TASK OBJECTIVE:
Output the data word for word, dropping every image.

>> Start DATA PROVIDED

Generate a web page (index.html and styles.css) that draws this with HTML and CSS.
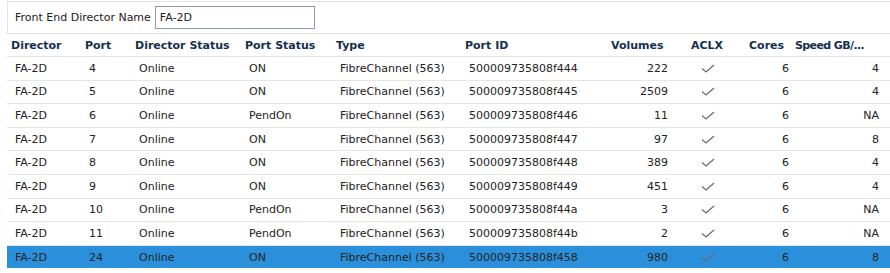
FILE: index.html
```html
<!DOCTYPE html>
<html>
<head>
<meta charset="utf-8">
<link rel="stylesheet" href="styles.css">
</head>
<body>
<div class="page">
  <div class="filter">
    <label class="filter-label">Front End Director Name</label>
    <input class="filter-input" type="text" value="FA-2D">
  </div>
  <table class="grid">
    <colgroup>
      <col class="c-dir"><col class="c-port"><col class="c-dstat"><col class="c-pstat"><col class="c-type"><col class="c-pid"><col class="c-vol"><col class="c-aclx"><col class="c-cores"><col class="c-speed">
    </colgroup>
    <thead>
      <tr>
        <th>Director</th><th>Port</th><th>Director Status</th><th>Port Status</th><th>Type</th><th>Port ID</th><th>Volumes</th><th>ACLX</th><th>Cores</th><th class="h-speed">Speed GB/...</th>
      </tr>
    </thead>
    <tbody>
      <tr><td>FA-2D</td><td>4</td><td>Online</td><td>ON</td><td>FibreChannel (563)</td><td>500009735808f444</td><td class="num vol">222</td><td class="chk"><svg viewBox="0 0 14 9"><polyline points="1,4.5 5,8 13,1"/></svg></td><td class="num cores">6</td><td class="num speed">4</td></tr>
      <tr><td>FA-2D</td><td>5</td><td>Online</td><td>ON</td><td>FibreChannel (563)</td><td>500009735808f445</td><td class="num vol">2509</td><td class="chk"><svg viewBox="0 0 14 9"><polyline points="1,4.5 5,8 13,1"/></svg></td><td class="num cores">6</td><td class="num speed">4</td></tr>
      <tr><td>FA-2D</td><td>6</td><td>Online</td><td>PendOn</td><td>FibreChannel (563)</td><td>500009735808f446</td><td class="num vol">11</td><td class="chk"><svg viewBox="0 0 14 9"><polyline points="1,4.5 5,8 13,1"/></svg></td><td class="num cores">6</td><td class="num speed">NA</td></tr>
      <tr><td>FA-2D</td><td>7</td><td>Online</td><td>ON</td><td>FibreChannel (563)</td><td>500009735808f447</td><td class="num vol">97</td><td class="chk"><svg viewBox="0 0 14 9"><polyline points="1,4.5 5,8 13,1"/></svg></td><td class="num cores">6</td><td class="num speed">8</td></tr>
      <tr><td>FA-2D</td><td>8</td><td>Online</td><td>ON</td><td>FibreChannel (563)</td><td>500009735808f448</td><td class="num vol">389</td><td class="chk"><svg viewBox="0 0 14 9"><polyline points="1,4.5 5,8 13,1"/></svg></td><td class="num cores">6</td><td class="num speed">4</td></tr>
      <tr><td>FA-2D</td><td>9</td><td>Online</td><td>ON</td><td>FibreChannel (563)</td><td>500009735808f449</td><td class="num vol">451</td><td class="chk"><svg viewBox="0 0 14 9"><polyline points="1,4.5 5,8 13,1"/></svg></td><td class="num cores">6</td><td class="num speed">4</td></tr>
      <tr><td>FA-2D</td><td>10</td><td>Online</td><td>PendOn</td><td>FibreChannel (563)</td><td>500009735808f44a</td><td class="num vol">3</td><td class="chk"><svg viewBox="0 0 14 9"><polyline points="1,4.5 5,8 13,1"/></svg></td><td class="num cores">6</td><td class="num speed">NA</td></tr>
      <tr><td>FA-2D</td><td>11</td><td>Online</td><td>PendOn</td><td>FibreChannel (563)</td><td>500009735808f44b</td><td class="num vol">2</td><td class="chk"><svg viewBox="0 0 14 9"><polyline points="1,4.5 5,8 13,1"/></svg></td><td class="num cores">6</td><td class="num speed">NA</td></tr>
      <tr class="selected"><td>FA-2D</td><td>24</td><td>Online</td><td>ON</td><td>FibreChannel (563)</td><td>500009735808f458</td><td class="num vol">980</td><td class="chk"><svg viewBox="0 0 14 9"><polyline points="1,4.5 5,8 13,1"/></svg></td><td class="num cores">6</td><td class="num speed">8</td></tr>
    </tbody>
  </table>
</div>
</body>
</html>
```
FILE: styles.css
```css
html, body {
  margin: 0;
  padding: 0;
  background: #ffffff;
}
body {
  font-family: "DejaVu Sans", Verdana, sans-serif;
  font-size: 11px;
  color: #222222;
}
.page {
  padding: 1px 0 0 7px;
  width: 900px;
}
.filter {
  display: flex;
  align-items: center;
  height: 31px;
  border: 1px solid #e3e3e3;
  border-right: none;
  padding-left: 7px;
  box-sizing: content-box;
}
.filter-label {
  color: #222222;
  margin-right: 4px;
}
.filter-input {
  width: 160px;
  height: 23px;
  box-sizing: border-box;
  border: 1px solid #7f9db9;
  padding: 0 0 0 4px;
  margin: 0;
  font-family: "DejaVu Sans", Verdana, sans-serif;
  font-size: 11px;
  color: #222222;
  outline: none;
}
.grid {
  border-collapse: collapse;
  table-layout: fixed;
  width: 893px;
}
.c-dir { width: 74px; }
.c-port { width: 50px; }
.c-dstat { width: 110px; }
.c-pstat { width: 91px; }
.c-type { width: 129px; }
.c-pid { width: 146px; }
.c-vol { width: 80px; }
.c-aclx { width: 58px; }
.c-cores { width: 46px; }
.c-speed { width: 109px; }
.grid th {
  height: 22px;
  padding: 0 0 0 4px;
  text-align: left;
  font-weight: bold;
  color: #14304d;
  white-space: nowrap;
  overflow: hidden;
  border-bottom: 1px solid #e3e3e3;
}
.grid th.h-speed {
  letter-spacing: -0.6px;
}
.grid td {
  height: 22.6px;
  padding: 0 0 0 8px;
  white-space: nowrap;
  border-bottom: 1px solid #e6e6e6;
}
.grid td.num {
  text-align: right;
  padding-left: 0;
}
.grid td.vol { padding-right: 19px; }
.grid td.cores { padding-right: 2px; }
.grid td.speed { padding-right: 21px; }
.grid td.chk {
  padding-left: 14px;
  line-height: 0;
}
.chk svg {
  width: 14px;
  height: 9px;
  fill: none;
  stroke: #6a6a6a;
  stroke-width: 1.2;
}
.grid tr.selected td {
  background: #2b90db;
  border-bottom: none;
}
```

>> End DATA PROVIDED

OUTPUT OF THE TASK:
Generate a web page (index.html and styles.css) that draws this with HTML and CSS.
FILE: index.html
```html
<!DOCTYPE html>
<html>
<head>
<meta charset="utf-8">
<link rel="stylesheet" href="styles.css">
</head>
<body>
<div class="page">
  <div class="filter">
    <label class="filter-label">Front End Director Name</label>
    <input class="filter-input" type="text" value="FA-2D">
  </div>
  <table class="grid">
    <colgroup>
      <col class="c-dir"><col class="c-port"><col class="c-dstat"><col class="c-pstat"><col class="c-type"><col class="c-pid"><col class="c-vol"><col class="c-aclx"><col class="c-cores"><col class="c-speed">
    </colgroup>
    <thead>
      <tr>
        <th>Director</th><th>Port</th><th>Director Status</th><th>Port Status</th><th>Type</th><th>Port ID</th><th>Volumes</th><th>ACLX</th><th>Cores</th><th class="h-speed">Speed GB/...</th>
      </tr>
    </thead>
    <tbody>
      <tr><td>FA-2D</td><td>4</td><td>Online</td><td>ON</td><td>FibreChannel (563)</td><td>500009735808f444</td><td class="num vol">222</td><td class="chk"><svg viewBox="0 0 14 9"><polyline points="1,4.5 5,8 13,1"/></svg></td><td class="num cores">6</td><td class="num speed">4</td></tr>
      <tr><td>FA-2D</td><td>5</td><td>Online</td><td>ON</td><td>FibreChannel (563)</td><td>500009735808f445</td><td class="num vol">2509</td><td class="chk"><svg viewBox="0 0 14 9"><polyline points="1,4.5 5,8 13,1"/></svg></td><td class="num cores">6</td><td class="num speed">4</td></tr>
      <tr><td>FA-2D</td><td>6</td><td>Online</td><td>PendOn</td><td>FibreChannel (563)</td><td>500009735808f446</td><td class="num vol">11</td><td class="chk"><svg viewBox="0 0 14 9"><polyline points="1,4.5 5,8 13,1"/></svg></td><td class="num cores">6</td><td class="num speed">NA</td></tr>
      <tr><td>FA-2D</td><td>7</td><td>Online</td><td>ON</td><td>FibreChannel (563)</td><td>500009735808f447</td><td class="num vol">97</td><td class="chk"><svg viewBox="0 0 14 9"><polyline points="1,4.5 5,8 13,1"/></svg></td><td class="num cores">6</td><td class="num speed">8</td></tr>
      <tr><td>FA-2D</td><td>8</td><td>Online</td><td>ON</td><td>FibreChannel (563)</td><td>500009735808f448</td><td class="num vol">389</td><td class="chk"><svg viewBox="0 0 14 9"><polyline points="1,4.5 5,8 13,1"/></svg></td><td class="num cores">6</td><td class="num speed">4</td></tr>
      <tr><td>FA-2D</td><td>9</td><td>Online</td><td>ON</td><td>FibreChannel (563)</td><td>500009735808f449</td><td class="num vol">451</td><td class="chk"><svg viewBox="0 0 14 9"><polyline points="1,4.5 5,8 13,1"/></svg></td><td class="num cores">6</td><td class="num speed">4</td></tr>
      <tr><td>FA-2D</td><td>10</td><td>Online</td><td>PendOn</td><td>FibreChannel (563)</td><td>500009735808f44a</td><td class="num vol">3</td><td class="chk"><svg viewBox="0 0 14 9"><polyline points="1,4.5 5,8 13,1"/></svg></td><td class="num cores">6</td><td class="num speed">NA</td></tr>
      <tr><td>FA-2D</td><td>11</td><td>Online</td><td>PendOn</td><td>FibreChannel (563)</td><td>500009735808f44b</td><td class="num vol">2</td><td class="chk"><svg viewBox="0 0 14 9"><polyline points="1,4.5 5,8 13,1"/></svg></td><td class="num cores">6</td><td class="num speed">NA</td></tr>
      <tr class="selected"><td>FA-2D</td><td>24</td><td>Online</td><td>ON</td><td>FibreChannel (563)</td><td>500009735808f458</td><td class="num vol">980</td><td class="chk"><svg viewBox="0 0 14 9"><polyline points="1,4.5 5,8 13,1"/></svg></td><td class="num cores">6</td><td class="num speed">8</td></tr>
    </tbody>
  </table>
</div>
</body>
</html>
```
FILE: styles.css
```css
html, body {
  margin: 0;
  padding: 0;
  background: #ffffff;
}
body {
  font-family: "DejaVu Sans", Verdana, sans-serif;
  font-size: 11px;
  color: #222222;
}
.page {
  padding: 1px 0 0 7px;
  width: 900px;
}
.filter {
  display: flex;
  align-items: center;
  height: 31px;
  border: 1px solid #e3e3e3;
  border-right: none;
  padding-left: 7px;
  box-sizing: content-box;
}
.filter-label {
  color: #222222;
  margin-right: 4px;
}
.filter-input {
  width: 160px;
  height: 23px;
  box-sizing: border-box;
  border: 1px solid #7f9db9;
  padding: 0 0 0 4px;
  margin: 0;
  font-family: "DejaVu Sans", Verdana, sans-serif;
  font-size: 11px;
  color: #222222;
  outline: none;
}
.grid {
  border-collapse: collapse;
  table-layout: fixed;
  width: 893px;
}
.c-dir { width: 74px; }
.c-port { width: 50px; }
.c-dstat { width: 110px; }
.c-pstat { width: 91px; }
.c-type { width: 129px; }
.c-pid { width: 146px; }
.c-vol { width: 80px; }
.c-aclx { width: 58px; }
.c-cores { width: 46px; }
.c-speed { width: 109px; }
.grid th {
  height: 22px;
  padding: 0 0 0 4px;
  text-align: left;
  font-weight: bold;
  color: #14304d;
  white-space: nowrap;
  overflow: hidden;
  border-bottom: 1px solid #e3e3e3;
}
.grid th.h-speed {
  letter-spacing: -0.6px;
}
.grid td {
  height: 22.6px;
  padding: 0 0 0 8px;
  white-space: nowrap;
  border-bottom: 1px solid #e6e6e6;
}
.grid td.num {
  text-align: right;
  padding-left: 0;
}
.grid td.vol { padding-right: 19px; }
.grid td.cores { padding-right: 2px; }
.grid td.speed { padding-right: 21px; }
.grid td.chk {
  padding-left: 14px;
  line-height: 0;
}
.chk svg {
  width: 14px;
  height: 9px;
  fill: none;
  stroke: #6a6a6a;
  stroke-width: 1.2;
}
.grid tr.selected td {
  background: #2b90db;
  border-bottom: none;
}
```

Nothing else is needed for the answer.